My uncle Eddie attended those fights in smoky arenas when beer flowed for nickels and men in hats and tailored suits brought their wives or girlfriends to the fights to show themselves off. My uncle and my father were the kids in the rafters, in worn out jeans and T-shirts smoking cigarette butts and looking for half empty cups of flat beer. Sometimes, in their haste, the beer would have a burned out butt in it but they would fish it out and drink it down. The fights were where you went to be seen or where you went to mingle with what you imagined was an unseemly lot.
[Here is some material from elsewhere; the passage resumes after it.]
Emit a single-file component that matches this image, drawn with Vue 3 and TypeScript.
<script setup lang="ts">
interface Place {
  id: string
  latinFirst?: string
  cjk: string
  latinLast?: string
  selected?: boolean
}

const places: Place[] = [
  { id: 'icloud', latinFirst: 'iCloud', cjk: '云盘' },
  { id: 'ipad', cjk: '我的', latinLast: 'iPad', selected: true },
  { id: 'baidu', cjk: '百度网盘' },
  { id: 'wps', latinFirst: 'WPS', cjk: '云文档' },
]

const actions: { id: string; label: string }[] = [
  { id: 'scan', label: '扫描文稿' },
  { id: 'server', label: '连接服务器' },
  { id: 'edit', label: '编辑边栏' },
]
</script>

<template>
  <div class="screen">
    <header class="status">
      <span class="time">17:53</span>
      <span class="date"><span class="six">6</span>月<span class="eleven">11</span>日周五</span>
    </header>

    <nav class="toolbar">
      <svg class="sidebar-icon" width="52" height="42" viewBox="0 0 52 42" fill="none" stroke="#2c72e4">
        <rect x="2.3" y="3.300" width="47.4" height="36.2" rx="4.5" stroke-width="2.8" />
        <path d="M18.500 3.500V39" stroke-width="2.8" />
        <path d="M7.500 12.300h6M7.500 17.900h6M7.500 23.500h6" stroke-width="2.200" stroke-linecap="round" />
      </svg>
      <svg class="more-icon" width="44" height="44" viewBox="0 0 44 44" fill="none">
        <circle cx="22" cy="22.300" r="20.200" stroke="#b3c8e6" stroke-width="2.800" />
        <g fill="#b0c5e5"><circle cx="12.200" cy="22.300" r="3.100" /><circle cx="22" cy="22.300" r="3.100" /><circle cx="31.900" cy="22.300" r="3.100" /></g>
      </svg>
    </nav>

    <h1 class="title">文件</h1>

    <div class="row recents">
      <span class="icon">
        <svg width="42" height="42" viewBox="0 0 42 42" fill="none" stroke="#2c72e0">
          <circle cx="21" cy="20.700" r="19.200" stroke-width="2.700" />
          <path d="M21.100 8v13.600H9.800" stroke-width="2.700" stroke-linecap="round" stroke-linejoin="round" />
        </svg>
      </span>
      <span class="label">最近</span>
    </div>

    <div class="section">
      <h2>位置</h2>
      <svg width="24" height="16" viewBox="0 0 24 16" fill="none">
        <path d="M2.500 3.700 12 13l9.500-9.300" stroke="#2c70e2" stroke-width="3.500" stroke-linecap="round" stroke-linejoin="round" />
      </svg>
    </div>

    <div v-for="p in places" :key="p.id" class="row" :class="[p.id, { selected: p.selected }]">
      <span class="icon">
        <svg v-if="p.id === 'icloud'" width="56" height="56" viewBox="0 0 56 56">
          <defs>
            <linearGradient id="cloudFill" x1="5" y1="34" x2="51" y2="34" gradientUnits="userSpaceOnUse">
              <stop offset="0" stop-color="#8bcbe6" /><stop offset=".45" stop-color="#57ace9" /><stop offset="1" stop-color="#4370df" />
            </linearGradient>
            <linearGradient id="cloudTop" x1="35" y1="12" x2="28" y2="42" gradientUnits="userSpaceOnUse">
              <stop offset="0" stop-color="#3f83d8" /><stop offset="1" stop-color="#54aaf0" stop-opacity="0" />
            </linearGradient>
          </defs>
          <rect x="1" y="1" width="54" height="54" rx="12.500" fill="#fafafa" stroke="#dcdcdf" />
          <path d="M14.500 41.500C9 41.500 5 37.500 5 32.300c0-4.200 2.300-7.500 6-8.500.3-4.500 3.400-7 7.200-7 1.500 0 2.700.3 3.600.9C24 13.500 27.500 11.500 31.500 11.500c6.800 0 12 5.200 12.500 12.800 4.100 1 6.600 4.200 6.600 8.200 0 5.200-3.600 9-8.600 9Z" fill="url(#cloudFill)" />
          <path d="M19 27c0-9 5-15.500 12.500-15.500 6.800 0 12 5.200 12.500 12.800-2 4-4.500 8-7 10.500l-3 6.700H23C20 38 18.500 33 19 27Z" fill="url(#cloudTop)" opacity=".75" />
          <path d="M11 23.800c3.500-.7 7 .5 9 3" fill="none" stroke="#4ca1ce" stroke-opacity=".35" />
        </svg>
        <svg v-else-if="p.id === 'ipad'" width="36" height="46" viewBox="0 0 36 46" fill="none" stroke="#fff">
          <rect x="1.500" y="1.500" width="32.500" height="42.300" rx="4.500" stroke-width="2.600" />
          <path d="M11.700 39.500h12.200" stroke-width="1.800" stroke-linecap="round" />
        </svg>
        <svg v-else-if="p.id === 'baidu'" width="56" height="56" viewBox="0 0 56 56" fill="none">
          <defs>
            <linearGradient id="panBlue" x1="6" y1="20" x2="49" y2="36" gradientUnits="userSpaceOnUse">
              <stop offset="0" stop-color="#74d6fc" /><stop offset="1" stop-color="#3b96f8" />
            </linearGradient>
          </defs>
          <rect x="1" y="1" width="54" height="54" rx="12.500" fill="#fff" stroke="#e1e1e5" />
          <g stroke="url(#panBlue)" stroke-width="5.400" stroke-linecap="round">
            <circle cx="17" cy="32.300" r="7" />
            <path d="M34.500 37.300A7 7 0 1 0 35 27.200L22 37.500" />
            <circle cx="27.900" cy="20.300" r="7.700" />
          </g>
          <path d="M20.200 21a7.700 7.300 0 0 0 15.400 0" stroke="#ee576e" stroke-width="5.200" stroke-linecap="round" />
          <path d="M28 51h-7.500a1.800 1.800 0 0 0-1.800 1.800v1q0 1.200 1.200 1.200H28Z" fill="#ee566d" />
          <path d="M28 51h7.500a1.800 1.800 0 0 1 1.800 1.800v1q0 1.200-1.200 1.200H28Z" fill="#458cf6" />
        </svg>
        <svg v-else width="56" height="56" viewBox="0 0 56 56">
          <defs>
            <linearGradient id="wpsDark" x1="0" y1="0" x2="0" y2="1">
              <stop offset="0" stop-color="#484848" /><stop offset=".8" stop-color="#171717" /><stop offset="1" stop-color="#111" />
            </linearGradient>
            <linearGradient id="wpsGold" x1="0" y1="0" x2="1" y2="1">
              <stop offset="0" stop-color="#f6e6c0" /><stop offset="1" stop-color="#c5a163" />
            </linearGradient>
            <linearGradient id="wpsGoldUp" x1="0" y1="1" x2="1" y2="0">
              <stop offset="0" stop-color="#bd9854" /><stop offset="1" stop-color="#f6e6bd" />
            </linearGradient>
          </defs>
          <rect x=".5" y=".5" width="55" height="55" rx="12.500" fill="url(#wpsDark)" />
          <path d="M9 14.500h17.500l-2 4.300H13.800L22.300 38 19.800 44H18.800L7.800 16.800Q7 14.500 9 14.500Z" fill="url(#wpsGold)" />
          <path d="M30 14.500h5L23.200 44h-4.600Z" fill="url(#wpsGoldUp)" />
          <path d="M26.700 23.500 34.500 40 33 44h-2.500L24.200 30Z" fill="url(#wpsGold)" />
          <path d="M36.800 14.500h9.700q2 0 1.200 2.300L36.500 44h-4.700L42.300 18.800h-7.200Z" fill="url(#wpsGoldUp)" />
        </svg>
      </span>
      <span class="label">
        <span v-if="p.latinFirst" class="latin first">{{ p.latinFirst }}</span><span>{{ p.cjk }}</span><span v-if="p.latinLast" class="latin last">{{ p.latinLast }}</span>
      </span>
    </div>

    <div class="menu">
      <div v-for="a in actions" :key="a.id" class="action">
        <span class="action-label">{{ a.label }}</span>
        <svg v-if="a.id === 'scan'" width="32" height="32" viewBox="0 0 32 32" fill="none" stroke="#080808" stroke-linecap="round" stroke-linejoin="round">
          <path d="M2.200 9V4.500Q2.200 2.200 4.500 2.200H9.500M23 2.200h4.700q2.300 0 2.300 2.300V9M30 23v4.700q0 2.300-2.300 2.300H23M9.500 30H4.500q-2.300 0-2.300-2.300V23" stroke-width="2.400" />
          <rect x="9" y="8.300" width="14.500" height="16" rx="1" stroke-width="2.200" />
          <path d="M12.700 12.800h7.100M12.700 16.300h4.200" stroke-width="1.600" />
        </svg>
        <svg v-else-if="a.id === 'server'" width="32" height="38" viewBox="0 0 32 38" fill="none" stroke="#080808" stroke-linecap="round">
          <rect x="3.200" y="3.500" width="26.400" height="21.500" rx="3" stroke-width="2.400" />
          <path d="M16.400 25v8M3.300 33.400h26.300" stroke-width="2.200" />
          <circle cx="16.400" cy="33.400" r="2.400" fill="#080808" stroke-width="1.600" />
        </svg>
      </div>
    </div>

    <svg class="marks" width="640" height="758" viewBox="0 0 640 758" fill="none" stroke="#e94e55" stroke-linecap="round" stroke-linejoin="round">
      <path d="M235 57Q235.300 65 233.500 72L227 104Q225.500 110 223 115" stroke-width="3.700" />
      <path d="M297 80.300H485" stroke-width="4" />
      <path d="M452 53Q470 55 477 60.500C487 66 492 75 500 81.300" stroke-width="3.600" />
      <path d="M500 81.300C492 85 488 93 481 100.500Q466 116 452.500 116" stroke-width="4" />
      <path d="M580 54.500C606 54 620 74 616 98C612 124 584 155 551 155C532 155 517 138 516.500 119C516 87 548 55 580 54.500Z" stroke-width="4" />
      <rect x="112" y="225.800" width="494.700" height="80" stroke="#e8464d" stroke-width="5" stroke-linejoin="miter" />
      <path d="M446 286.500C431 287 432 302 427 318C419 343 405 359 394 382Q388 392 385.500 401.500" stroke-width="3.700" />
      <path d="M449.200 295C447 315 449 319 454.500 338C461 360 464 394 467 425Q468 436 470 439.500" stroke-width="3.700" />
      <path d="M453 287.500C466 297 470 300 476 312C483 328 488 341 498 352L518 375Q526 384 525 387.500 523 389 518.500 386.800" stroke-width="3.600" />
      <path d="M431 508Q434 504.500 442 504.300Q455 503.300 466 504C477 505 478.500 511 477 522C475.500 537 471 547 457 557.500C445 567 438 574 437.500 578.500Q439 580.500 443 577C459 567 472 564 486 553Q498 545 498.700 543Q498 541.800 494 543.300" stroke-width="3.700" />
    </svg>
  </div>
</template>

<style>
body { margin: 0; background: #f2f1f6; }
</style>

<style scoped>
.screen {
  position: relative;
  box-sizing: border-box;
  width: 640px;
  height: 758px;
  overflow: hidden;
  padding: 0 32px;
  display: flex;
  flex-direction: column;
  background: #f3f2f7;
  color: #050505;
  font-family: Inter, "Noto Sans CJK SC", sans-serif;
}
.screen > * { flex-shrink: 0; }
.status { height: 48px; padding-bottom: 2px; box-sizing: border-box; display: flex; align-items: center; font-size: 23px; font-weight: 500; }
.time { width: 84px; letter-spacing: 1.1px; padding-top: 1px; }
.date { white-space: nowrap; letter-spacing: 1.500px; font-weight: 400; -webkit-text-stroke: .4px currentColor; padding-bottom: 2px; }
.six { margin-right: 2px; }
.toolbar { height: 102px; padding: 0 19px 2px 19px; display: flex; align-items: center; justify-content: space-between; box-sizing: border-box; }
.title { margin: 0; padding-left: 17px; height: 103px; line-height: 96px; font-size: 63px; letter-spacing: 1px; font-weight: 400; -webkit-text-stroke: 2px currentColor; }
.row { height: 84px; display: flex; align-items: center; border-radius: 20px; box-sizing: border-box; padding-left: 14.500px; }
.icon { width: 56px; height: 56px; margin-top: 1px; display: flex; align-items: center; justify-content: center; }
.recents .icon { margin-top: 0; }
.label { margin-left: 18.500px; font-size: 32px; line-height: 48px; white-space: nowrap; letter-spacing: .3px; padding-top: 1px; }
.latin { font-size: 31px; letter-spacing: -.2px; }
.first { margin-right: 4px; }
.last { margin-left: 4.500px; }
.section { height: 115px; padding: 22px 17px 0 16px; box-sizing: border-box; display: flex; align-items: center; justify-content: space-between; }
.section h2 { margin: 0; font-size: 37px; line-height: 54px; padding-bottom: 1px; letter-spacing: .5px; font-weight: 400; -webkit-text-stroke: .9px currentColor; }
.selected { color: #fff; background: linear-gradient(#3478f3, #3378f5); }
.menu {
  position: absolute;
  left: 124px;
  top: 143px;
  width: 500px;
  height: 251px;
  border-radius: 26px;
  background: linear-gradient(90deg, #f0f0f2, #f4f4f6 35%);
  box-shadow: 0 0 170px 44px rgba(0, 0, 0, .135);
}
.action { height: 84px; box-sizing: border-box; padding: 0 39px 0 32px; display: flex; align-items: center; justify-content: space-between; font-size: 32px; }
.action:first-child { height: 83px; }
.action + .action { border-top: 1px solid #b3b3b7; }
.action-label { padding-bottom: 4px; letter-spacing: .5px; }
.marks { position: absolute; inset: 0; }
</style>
It was cinematic. Other than baseball or horse racing’s triple crown there was nothing bigger than boxing at that time. Tony DeMarco, the tough street kid, fit right in with the almost Hollywood script. He was a gentle but rugged man who engaged in two fights with Carmen Basilio that illuminated and ultimately defined both their careers. The first, a brutal struggle that Basilio won in the 12th round was the “fight of the year.” The rematch, fought only months later was nearly as good and was the runner up for “fight of the year” honors. But they were bouts Tony lost and is most remembered for which irks the “forever” fighter. “People forget I fought and beat Johnny Saxton and Kid Gavilan,” he says wistfully. “I fought a lot of tough guys.”

DeMarco typified the tough aesthetic of a fistic triumvirate of men who seemed glued together by their times and ultimately by time. Tony, Basilio and Fullmer represent an age of boxing when men fought both to feed their families and for pride. They were tough men who demanded to be considered and carried out on their shields if that was to be their fate. And when they were broken and carried out they got right back in the ring again, sometimes a week later. Their pride wouldn’t allow them to do anything less. And now they commiserate at the Hall Of Fame induction ceremonies in June. That’s where they truly sense their worth as fighters and feel the love and adulation of the crowd that other months of the year tend to forget.

Tony DeMarco is going to be honored in Boston this week along with Boston Celtic great Bob Cousy and Boston Bruin idol Terry O’Rielly, a fighter if there ever was one. But I wonder if Tony will only receive a polite applause when he is introduced. Boxing was so huge when my uncle, a young kid at the time, breathed in the air of an arena filled with cigar smoke and beer and peanuts. It’s a forgotten time.

Then I shake my head and remind myself, “I’m writing about them. I’m a young man who is determined not to forget what came before him.”

I’ve become a more enlightened man through the stories told by my father and my uncle Eddie and my uncles Frank, Jerry, John and Jimmy. They’ve created a window to the past and I never would have discovered so many things without them. I may have never become a writer were it not for the stories they planted in my mind. And I never would have had a most prized possession on my desk, a photo of myself and Tony DeMarco taken by my dad.